On May 6, 2026, the Securities and Exchange Commission (SEC) announced charges filed against 21 individuals for their alleged participation in an elaborate insider trading scheme based on improper use confidential client information. Those charged include several mergers and acquisitions attorneys, who allegedly misappropriated client information within their law firms’ internal networks and provided the information to other financial professionals in exchange for kickbacks. The scheme resulted in millions of illicit profits between 2018 and 2024.
The Complaint, filed in the United States District Court for the District of Massachusetts, names two attorneys, Nicolo Nourafchan and Robert Yadgarov, as key participants in the scheme. Nicolo Nourafchan worked as a corporate attorney in several firms located in California and New York, handing mergers and acquisitions. While working at these firms, Nourafchan reportedly accessed confidential law firm databases to obtain material non-public information related to pending corporate transactions. Nourafchan would then provide the information to Robert Yadgarov and others who used the misappropriated information to place trades in the securities of U.S. companies. As the scheme proceeded to grow, Nourafchan and Yadgarov recruited other corporate attorneys who engaged in similar information misappropriation conduct at their own firms.
According to the Complaint, Nourafchan and Yadgarov profited from the scheme primarily through kickbacks paid by individuals who used confidential information to place trades. The elaborate scheme was set up with multiple layers of participants, ranging from New York to Florida, who either used the information to trade directly or served as middlemen to tip others who then traded on the inside information. The civil charges brought by the SEC are based on violations of Section 10(b) of the Securities and Exchange Act of 1934, 15 U.S.C. § 78j(b), and 17 C.F.R. § 240.10b-5.

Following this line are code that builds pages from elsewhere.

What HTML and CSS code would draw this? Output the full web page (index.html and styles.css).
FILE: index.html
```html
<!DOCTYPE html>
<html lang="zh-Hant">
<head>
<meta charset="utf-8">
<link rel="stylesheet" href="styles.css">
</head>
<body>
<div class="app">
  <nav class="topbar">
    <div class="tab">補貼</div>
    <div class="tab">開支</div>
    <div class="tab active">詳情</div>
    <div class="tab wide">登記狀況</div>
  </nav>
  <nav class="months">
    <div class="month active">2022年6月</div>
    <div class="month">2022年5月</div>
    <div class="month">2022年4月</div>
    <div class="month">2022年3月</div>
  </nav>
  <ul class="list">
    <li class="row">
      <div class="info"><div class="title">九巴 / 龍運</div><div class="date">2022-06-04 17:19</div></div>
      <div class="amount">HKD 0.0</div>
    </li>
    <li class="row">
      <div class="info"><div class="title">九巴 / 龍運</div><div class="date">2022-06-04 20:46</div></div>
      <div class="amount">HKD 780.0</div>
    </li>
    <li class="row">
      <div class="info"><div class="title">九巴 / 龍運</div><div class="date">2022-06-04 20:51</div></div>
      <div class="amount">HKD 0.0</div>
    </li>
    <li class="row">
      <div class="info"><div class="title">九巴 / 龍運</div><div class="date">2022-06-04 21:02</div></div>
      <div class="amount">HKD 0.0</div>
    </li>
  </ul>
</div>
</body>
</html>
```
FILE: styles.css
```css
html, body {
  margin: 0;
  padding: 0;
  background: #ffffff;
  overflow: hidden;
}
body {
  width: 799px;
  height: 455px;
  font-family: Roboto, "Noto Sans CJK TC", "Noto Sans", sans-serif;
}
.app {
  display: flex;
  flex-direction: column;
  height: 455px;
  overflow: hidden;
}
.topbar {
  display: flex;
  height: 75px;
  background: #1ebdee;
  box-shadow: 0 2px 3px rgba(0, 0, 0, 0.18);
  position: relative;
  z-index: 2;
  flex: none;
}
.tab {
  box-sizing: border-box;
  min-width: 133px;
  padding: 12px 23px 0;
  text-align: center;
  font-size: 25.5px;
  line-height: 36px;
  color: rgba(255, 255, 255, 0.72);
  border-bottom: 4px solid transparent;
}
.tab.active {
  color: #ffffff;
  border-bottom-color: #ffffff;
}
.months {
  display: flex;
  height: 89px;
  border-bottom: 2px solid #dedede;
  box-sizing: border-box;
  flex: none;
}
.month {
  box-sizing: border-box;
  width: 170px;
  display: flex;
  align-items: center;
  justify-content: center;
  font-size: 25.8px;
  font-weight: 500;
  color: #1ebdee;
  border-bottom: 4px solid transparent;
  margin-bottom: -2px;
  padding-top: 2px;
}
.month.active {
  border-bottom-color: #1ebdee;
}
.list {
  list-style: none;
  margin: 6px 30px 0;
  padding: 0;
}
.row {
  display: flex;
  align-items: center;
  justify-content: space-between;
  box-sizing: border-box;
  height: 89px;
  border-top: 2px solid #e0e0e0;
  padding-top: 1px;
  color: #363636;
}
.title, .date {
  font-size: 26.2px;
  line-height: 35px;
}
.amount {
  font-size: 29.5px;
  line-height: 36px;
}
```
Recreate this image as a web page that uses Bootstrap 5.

Apart from the civil charges brought by the SEC, the U.S. Attorney’s Office for the District of Massachusetts revealed several participants named in the SEC’s Complaint have also been indicted for criminal charges related to the scheme. The Indictment, filed in the United States District Court for the District of Massachusetts on April 28, 2026, is based on violations including securities fraud, conspiracy to commit securities fraud charges, and money laundering conspiracy.
The recent action reflects the SEC’s attempts to dismantle illegal conduct which threatens to disrupt the fundamental operation of financial markets in the United States. In turn, the companion criminal Indictment filed against participants further demonstrates the zero tolerance approach taken by the Department of Justice in holding responsible parties accountable.